▸ Data for processing
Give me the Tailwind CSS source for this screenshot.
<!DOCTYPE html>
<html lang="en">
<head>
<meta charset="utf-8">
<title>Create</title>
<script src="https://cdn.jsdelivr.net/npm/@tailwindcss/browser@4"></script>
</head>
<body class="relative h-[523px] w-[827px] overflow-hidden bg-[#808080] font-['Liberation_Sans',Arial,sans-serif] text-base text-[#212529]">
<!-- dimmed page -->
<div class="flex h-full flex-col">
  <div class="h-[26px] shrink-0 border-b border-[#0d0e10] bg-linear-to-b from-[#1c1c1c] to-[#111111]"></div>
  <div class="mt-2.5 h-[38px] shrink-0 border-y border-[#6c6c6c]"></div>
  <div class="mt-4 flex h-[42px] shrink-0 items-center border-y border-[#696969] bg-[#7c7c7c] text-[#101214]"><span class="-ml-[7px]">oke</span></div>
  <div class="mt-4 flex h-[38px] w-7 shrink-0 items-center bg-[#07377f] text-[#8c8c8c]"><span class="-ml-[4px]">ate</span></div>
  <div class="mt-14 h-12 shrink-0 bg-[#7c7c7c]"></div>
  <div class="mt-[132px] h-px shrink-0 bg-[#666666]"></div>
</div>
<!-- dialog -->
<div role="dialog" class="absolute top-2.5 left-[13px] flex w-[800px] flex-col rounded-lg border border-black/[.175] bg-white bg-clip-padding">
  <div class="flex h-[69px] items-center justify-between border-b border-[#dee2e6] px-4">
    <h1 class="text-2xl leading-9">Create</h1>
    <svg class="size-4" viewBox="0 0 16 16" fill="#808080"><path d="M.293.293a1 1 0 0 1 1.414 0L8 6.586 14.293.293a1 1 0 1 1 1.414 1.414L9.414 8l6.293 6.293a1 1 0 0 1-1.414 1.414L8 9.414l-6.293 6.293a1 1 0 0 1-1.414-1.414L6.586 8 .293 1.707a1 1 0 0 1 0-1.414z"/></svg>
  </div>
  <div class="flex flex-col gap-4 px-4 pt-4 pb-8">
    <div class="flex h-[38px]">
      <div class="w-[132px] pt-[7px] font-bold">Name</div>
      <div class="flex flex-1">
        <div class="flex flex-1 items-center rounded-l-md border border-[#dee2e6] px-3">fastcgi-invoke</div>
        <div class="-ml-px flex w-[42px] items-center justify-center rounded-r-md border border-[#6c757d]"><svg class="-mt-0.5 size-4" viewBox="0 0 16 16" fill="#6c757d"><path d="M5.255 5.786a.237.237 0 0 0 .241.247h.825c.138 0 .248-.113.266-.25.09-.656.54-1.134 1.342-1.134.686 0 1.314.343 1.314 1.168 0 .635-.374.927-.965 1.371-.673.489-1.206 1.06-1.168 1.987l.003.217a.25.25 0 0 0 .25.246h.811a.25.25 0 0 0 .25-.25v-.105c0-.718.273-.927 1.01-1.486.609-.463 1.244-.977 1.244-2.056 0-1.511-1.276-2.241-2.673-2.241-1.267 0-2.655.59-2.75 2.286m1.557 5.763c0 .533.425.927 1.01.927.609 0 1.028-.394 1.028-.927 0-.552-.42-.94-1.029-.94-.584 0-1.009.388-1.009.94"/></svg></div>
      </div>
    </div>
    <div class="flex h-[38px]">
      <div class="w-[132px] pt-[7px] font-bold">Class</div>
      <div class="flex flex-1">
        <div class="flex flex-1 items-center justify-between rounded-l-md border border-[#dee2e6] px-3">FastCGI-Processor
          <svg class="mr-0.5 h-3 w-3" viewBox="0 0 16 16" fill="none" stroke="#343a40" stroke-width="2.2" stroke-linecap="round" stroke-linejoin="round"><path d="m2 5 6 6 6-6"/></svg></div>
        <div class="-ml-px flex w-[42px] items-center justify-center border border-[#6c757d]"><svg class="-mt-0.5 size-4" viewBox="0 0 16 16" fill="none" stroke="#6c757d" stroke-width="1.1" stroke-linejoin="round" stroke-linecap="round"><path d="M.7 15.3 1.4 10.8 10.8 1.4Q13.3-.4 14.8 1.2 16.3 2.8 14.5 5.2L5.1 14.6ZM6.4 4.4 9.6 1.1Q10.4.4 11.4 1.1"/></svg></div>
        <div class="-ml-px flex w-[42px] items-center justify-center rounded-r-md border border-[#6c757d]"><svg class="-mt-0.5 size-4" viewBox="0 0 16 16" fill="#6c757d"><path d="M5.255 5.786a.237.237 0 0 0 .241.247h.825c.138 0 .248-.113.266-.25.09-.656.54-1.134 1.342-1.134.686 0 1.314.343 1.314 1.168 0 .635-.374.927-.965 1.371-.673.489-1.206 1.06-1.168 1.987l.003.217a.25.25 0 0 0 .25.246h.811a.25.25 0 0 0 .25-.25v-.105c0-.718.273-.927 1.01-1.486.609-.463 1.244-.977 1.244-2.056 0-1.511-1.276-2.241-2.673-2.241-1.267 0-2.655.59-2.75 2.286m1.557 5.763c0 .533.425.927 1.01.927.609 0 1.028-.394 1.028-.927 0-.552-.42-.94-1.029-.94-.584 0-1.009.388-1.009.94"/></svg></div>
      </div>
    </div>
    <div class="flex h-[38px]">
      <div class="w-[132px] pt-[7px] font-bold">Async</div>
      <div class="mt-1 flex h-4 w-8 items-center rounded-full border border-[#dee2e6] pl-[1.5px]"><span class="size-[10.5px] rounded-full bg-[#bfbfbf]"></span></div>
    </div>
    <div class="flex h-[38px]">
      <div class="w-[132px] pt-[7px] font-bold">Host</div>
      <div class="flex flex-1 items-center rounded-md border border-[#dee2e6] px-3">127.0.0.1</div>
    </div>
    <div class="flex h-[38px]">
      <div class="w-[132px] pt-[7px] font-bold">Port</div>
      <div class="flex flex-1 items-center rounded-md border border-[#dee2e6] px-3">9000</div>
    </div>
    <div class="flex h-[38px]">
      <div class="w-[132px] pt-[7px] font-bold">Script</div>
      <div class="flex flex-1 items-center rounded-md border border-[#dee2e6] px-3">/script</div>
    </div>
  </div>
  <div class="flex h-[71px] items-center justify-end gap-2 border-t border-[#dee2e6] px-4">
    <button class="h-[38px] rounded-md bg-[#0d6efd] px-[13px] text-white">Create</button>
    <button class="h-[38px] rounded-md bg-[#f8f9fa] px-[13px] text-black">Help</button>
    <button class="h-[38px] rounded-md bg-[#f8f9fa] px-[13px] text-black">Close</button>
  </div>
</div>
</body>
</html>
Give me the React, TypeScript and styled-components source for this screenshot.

▸ What is required
Sift the material for lines with the string "source". Copy each one found.

▸ Response to the exercise
Give me the Tailwind CSS source for this screenshot.
Give me the React, TypeScript and styled-components source for this screenshot.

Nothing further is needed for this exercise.